■ **COLLECTED MATERIAL**
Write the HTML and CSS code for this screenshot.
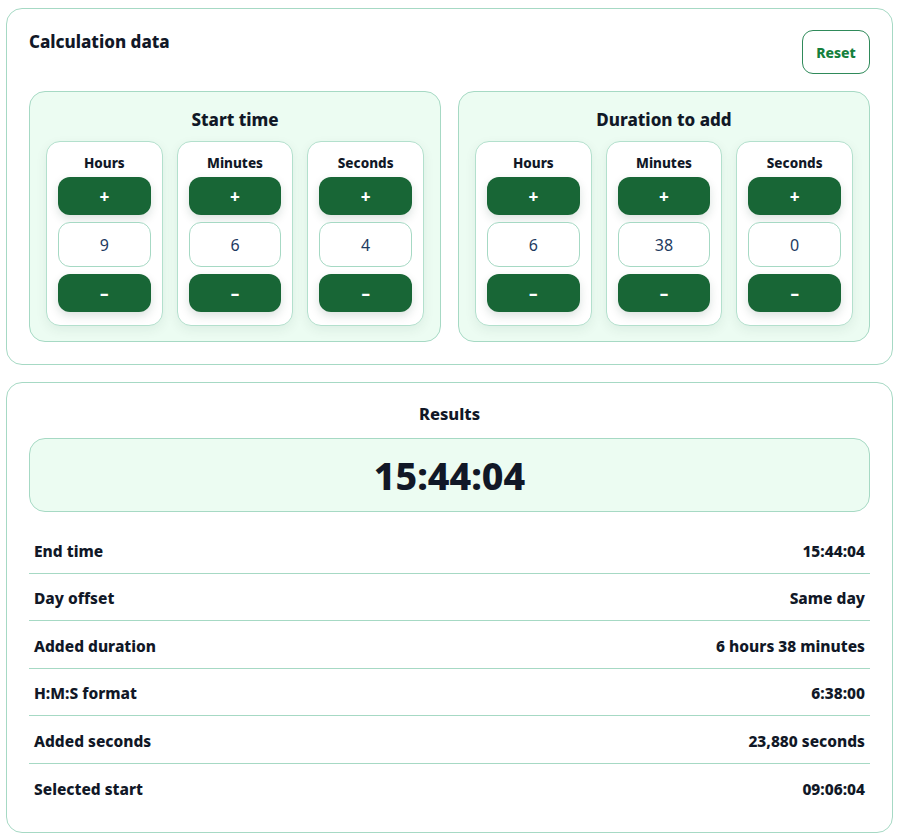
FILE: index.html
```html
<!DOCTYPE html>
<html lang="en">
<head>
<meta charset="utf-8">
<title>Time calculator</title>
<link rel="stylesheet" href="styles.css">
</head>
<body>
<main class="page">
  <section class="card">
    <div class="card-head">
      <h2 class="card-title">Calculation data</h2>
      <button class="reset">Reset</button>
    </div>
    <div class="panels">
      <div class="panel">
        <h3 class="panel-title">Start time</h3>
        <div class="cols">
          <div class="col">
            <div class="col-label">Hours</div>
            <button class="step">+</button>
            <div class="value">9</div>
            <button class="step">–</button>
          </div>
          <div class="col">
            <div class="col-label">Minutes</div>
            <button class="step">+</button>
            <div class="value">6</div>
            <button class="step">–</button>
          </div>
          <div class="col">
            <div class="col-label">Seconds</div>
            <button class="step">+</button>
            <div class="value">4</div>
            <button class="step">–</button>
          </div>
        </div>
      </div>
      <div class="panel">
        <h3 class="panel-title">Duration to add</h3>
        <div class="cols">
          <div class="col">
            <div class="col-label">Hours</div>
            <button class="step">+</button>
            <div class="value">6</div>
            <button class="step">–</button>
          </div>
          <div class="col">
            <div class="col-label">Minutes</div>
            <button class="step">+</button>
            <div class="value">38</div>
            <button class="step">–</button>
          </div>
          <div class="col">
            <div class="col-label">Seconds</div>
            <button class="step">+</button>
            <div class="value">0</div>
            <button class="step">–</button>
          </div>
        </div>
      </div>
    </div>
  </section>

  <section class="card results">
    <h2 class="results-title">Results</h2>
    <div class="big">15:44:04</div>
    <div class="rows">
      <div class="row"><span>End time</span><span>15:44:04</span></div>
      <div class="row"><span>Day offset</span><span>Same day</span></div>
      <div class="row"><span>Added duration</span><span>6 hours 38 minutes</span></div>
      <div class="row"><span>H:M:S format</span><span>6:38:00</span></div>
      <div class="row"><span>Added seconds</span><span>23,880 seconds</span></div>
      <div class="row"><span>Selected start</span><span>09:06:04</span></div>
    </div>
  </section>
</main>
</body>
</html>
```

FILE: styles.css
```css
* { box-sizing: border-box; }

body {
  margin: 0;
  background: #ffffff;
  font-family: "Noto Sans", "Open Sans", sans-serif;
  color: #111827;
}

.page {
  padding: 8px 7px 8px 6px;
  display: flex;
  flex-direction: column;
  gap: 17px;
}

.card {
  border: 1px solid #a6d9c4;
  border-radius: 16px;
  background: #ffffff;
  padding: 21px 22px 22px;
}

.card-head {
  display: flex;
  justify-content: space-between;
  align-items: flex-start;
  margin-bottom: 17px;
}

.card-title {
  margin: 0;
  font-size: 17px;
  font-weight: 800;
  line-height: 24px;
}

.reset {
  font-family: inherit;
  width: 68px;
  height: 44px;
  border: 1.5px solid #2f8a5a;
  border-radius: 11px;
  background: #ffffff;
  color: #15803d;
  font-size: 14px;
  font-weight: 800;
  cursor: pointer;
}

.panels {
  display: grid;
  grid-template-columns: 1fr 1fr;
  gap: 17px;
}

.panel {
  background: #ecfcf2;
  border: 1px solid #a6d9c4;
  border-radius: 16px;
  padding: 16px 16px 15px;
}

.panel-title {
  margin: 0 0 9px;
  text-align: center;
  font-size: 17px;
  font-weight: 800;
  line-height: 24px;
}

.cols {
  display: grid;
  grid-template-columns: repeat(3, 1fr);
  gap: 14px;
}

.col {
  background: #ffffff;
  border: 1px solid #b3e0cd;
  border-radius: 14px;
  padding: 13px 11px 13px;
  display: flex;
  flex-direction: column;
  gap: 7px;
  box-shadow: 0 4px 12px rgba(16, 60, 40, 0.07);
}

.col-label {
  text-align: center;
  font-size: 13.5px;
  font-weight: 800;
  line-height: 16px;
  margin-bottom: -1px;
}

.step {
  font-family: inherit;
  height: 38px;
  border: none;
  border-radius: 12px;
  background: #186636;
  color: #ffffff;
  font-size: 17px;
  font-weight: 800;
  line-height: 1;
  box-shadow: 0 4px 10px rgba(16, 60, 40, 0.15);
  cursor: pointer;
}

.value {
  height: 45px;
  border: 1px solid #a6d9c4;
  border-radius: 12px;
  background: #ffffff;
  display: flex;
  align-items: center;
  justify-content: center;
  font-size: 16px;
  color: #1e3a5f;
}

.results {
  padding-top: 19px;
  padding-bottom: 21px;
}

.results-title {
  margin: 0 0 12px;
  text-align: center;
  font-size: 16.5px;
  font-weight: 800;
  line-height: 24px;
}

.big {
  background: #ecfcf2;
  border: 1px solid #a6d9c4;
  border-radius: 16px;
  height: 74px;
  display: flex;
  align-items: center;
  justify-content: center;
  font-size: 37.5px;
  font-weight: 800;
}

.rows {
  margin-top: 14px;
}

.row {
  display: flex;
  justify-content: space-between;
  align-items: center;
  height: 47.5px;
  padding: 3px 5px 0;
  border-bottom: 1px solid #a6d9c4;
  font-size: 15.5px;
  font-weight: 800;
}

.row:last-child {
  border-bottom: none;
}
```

■ **WHAT THE EXERCISE ASKS**
Set down all the data again exactly as above, pictures excluded.

■ **RESULT FOR THIS EXERCISE**
Write the HTML and CSS code for this screenshot.
FILE: index.html
```html
<!DOCTYPE html>
<html lang="en">
<head>
<meta charset="utf-8">
<title>Time calculator</title>
<link rel="stylesheet" href="styles.css">
</head>
<body>
<main class="page">
  <section class="card">
    <div class="card-head">
      <h2 class="card-title">Calculation data</h2>
      <button class="reset">Reset</button>
    </div>
    <div class="panels">
      <div class="panel">
        <h3 class="panel-title">Start time</h3>
        <div class="cols">
          <div class="col">
            <div class="col-label">Hours</div>
            <button class="step">+</button>
            <div class="value">9</div>
            <button class="step">–</button>
          </div>
          <div class="col">
            <div class="col-label">Minutes</div>
            <button class="step">+</button>
            <div class="value">6</div>
            <button class="step">–</button>
          </div>
          <div class="col">
            <div class="col-label">Seconds</div>
            <button class="step">+</button>
            <div class="value">4</div>
            <button class="step">–</button>
          </div>
        </div>
      </div>
      <div class="panel">
        <h3 class="panel-title">Duration to add</h3>
        <div class="cols">
          <div class="col">
            <div class="col-label">Hours</div>
            <button class="step">+</button>
            <div class="value">6</div>
            <button class="step">–</button>
          </div>
          <div class="col">
            <div class="col-label">Minutes</div>
            <button class="step">+</button>
            <div class="value">38</div>
            <button class="step">–</button>
          </div>
          <div class="col">
            <div class="col-label">Seconds</div>
            <button class="step">+</button>
            <div class="value">0</div>
            <button class="step">–</button>
          </div>
        </div>
      </div>
    </div>
  </section>

  <section class="card results">
    <h2 class="results-title">Results</h2>
    <div class="big">15:44:04</div>
    <div class="rows">
      <div class="row"><span>End time</span><span>15:44:04</span></div>
      <div class="row"><span>Day offset</span><span>Same day</span></div>
      <div class="row"><span>Added duration</span><span>6 hours 38 minutes</span></div>
      <div class="row"><span>H:M:S format</span><span>6:38:00</span></div>
      <div class="row"><span>Added seconds</span><span>23,880 seconds</span></div>
      <div class="row"><span>Selected start</span><span>09:06:04</span></div>
    </div>
  </section>
</main>
</body>
</html>
```

FILE: styles.css
```css
* { box-sizing: border-box; }

body {
  margin: 0;
  background: #ffffff;
  font-family: "Noto Sans", "Open Sans", sans-serif;
  color: #111827;
}

.page {
  padding: 8px 7px 8px 6px;
  display: flex;
  flex-direction: column;
  gap: 17px;
}

.card {
  border: 1px solid #a6d9c4;
  border-radius: 16px;
  background: #ffffff;
  padding: 21px 22px 22px;
}

.card-head {
  display: flex;
  justify-content: space-between;
  align-items: flex-start;
  margin-bottom: 17px;
}

.card-title {
  margin: 0;
  font-size: 17px;
  font-weight: 800;
  line-height: 24px;
}

.reset {
  font-family: inherit;
  width: 68px;
  height: 44px;
  border: 1.5px solid #2f8a5a;
  border-radius: 11px;
  background: #ffffff;
  color: #15803d;
  font-size: 14px;
  font-weight: 800;
  cursor: pointer;
}

.panels {
  display: grid;
  grid-template-columns: 1fr 1fr;
  gap: 17px;
}

.panel {
  background: #ecfcf2;
  border: 1px solid #a6d9c4;
  border-radius: 16px;
  padding: 16px 16px 15px;
}

.panel-title {
  margin: 0 0 9px;
  text-align: center;
  font-size: 17px;
  font-weight: 800;
  line-height: 24px;
}

.cols {
  display: grid;
  grid-template-columns: repeat(3, 1fr);
  gap: 14px;
}

.col {
  background: #ffffff;
  border: 1px solid #b3e0cd;
  border-radius: 14px;
  padding: 13px 11px 13px;
  display: flex;
  flex-direction: column;
  gap: 7px;
  box-shadow: 0 4px 12px rgba(16, 60, 40, 0.07);
}

.col-label {
  text-align: center;
  font-size: 13.5px;
  font-weight: 800;
  line-height: 16px;
  margin-bottom: -1px;
}

.step {
  font-family: inherit;
  height: 38px;
  border: none;
  border-radius: 12px;
  background: #186636;
  color: #ffffff;
  font-size: 17px;
  font-weight: 800;
  line-height: 1;
  box-shadow: 0 4px 10px rgba(16, 60, 40, 0.15);
  cursor: pointer;
}

.value {
  height: 45px;
  border: 1px solid #a6d9c4;
  border-radius: 12px;
  background: #ffffff;
  display: flex;
  align-items: center;
  justify-content: center;
  font-size: 16px;
  color: #1e3a5f;
}

.results {
  padding-top: 19px;
  padding-bottom: 21px;
}

.results-title {
  margin: 0 0 12px;
  text-align: center;
  font-size: 16.5px;
  font-weight: 800;
  line-height: 24px;
}

.big {
  background: #ecfcf2;
  border: 1px solid #a6d9c4;
  border-radius: 16px;
  height: 74px;
  display: flex;
  align-items: center;
  justify-content: center;
  font-size: 37.5px;
  font-weight: 800;
}

.rows {
  margin-top: 14px;
}

.row {
  display: flex;
  justify-content: space-between;
  align-items: center;
  height: 47.5px;
  padding: 3px 5px 0;
  border-bottom: 1px solid #a6d9c4;
  font-size: 15.5px;
  font-weight: 800;
}

.row:last-child {
  border-bottom: none;
}
```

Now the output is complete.